Petitioner contends that the Postal Service wrongly invoked the "crime provision" of 5 USC Sec. 7513(b) (1), by giving him only seven days' notice to respond to the charges against him. We think Sec. 7513(b) (2) also has some bearing on this argument. As to the crime provision of subsection (b) (1), if petitioner's contention is that the Postal Service erred in removing him in less than thirty days because there was not "reasonable cause" to believe he had committed a crime, his contention is without foundation. At the time he received his "Notice of Charges--Removal," petitioner was under federal indictment for distribution of controlled substances. The investigation leading to that indictment was carried out by the Postal Service, and the same acts by petitioner supported both the indictment and his removal. Given these facts, the Postal Service had reasonable cause to believe petitioner had committed a crime for which a sentence of imprisonment could be imposed. Thus, under Sec. 7513(b) (1), the Postal Service was not obligated to give him "at least 30 days' advance written notice" of his removal. And if, as petitioner says, he was given seven days to respond to the charges, then Sec. 7513(b) (2) was not violated because that subsection clearly states that employees are to be given "not less than 7 days" to answer charges of misconduct.

Petitioner asserts that the Postal Service wrongly fired him for a "conviction" of a crime, prior to his plea of guilty in a district court. He refers to a paragraph of the Notice of Charges which reads:

By your actions you are in violation of Part 661.53 of the Employee and Labor Relations Manual which states, "No employee will engage in criminal, dishonest, notoriously disgraceful or immoral conduct, or other conduct prejudicial to the Postal Service. Conviction of a violation of any criminal statute may be grounds for disciplinary action by the Postal Service in addition to any other penalty by or pursuant to statute."

This paragraph does refer to a "conviction," but the Postal Service's charge against petitioner was "Trafficking of Controlled Substances on/off Postal Premises," not that he had actually been convicted of any crime. Certainly, the Postal Service was not required to wait for the criminal proceedings against petitioner to be completed before removing him.

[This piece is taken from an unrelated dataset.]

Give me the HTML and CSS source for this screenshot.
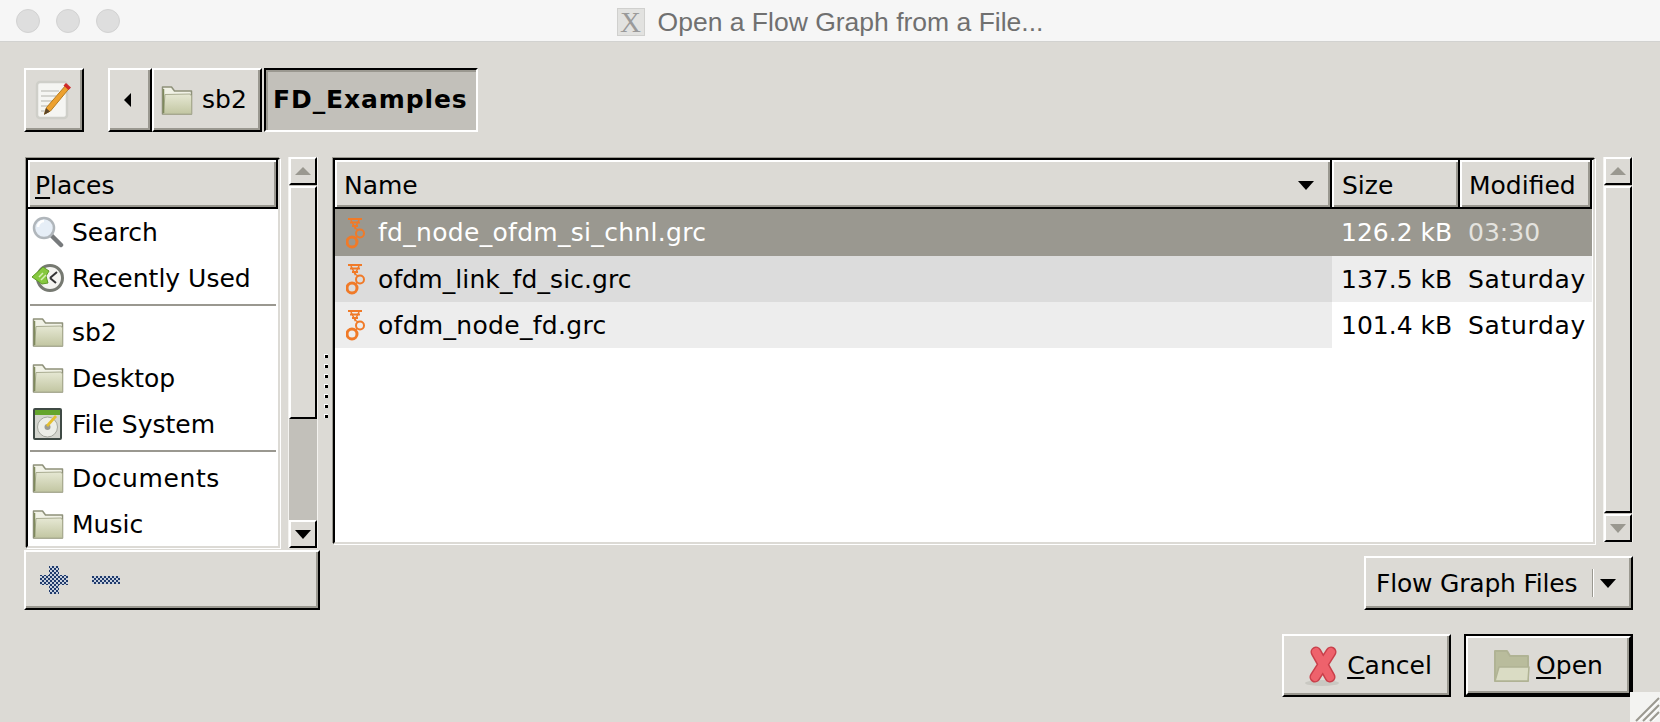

Petitioner also claims a due process violation in that his crimes "were indeed engineered by Agency Authorities for the conviction and thus should be disallowed...." Petitioner, however, is precluded from raising this point. Before the board's decision sustaining his removal, he pleaded guilty in district court to two drug charges and a judgment was entered finding him guilty of those charges. His present due process argument could have been raised in the district court, but it was not. The principle of collateral estoppel precludes its assertion now.

Next, petitioner objects to the board's reliance on certain testimony. In finding the nexus requirement to have been proved, the board relied on the testimony of a Postal Inspector, who testified that petitioner's arrest, and the arrest of thirteen other Postal workers for similar offenses, garnered an enormous amount of negative publicity for the Postal Service. Petitioner says that the publicity garnered by other Postal employees is not relevant to his case. We disagree. The negative publicity arising out of the arrest of several Postal workers on drug related charges tends to prove that such misconduct interferes with or adversely affects the agency's mission, which is one way of establishing nexus. See Kruger v. Department of Justice, 32 M.S.P.R. 71, 74 (1987).

Petitioner asserts with regard to the penalty imposed that, contrary to the board's findings, he was not on "direct notice" that drug dealing was punishable by removal. He does not dispute, however, that the Postal Service has a strong policy against the sale or use of controlled substances. Whether petitioner bothered to inform himself about that policy is of little import. We are not convinced that the penalty of removal was unreasonable.

Finally, petitioner asserts that when he became a suspect in the Postal Service's drug investigation, "it should have been determined if I was a user of drugs and referred to a treatment program rather than be set upon by an agent and induced into selling him drugs." This contention is without merit because petitioner bore the burden of proving that he was handicapped by drug abuse, Kulling v. Department of Transportation, 24 M.S.P.R. 56, 58 (1984), but he introduced no evidence on this point.

We affirm the decision of the board because it is not arbitrary, capricious, an abuse of discretion, unsupported by substantial evidence, or otherwise not in accordance with law. See 5 USC 7703(c).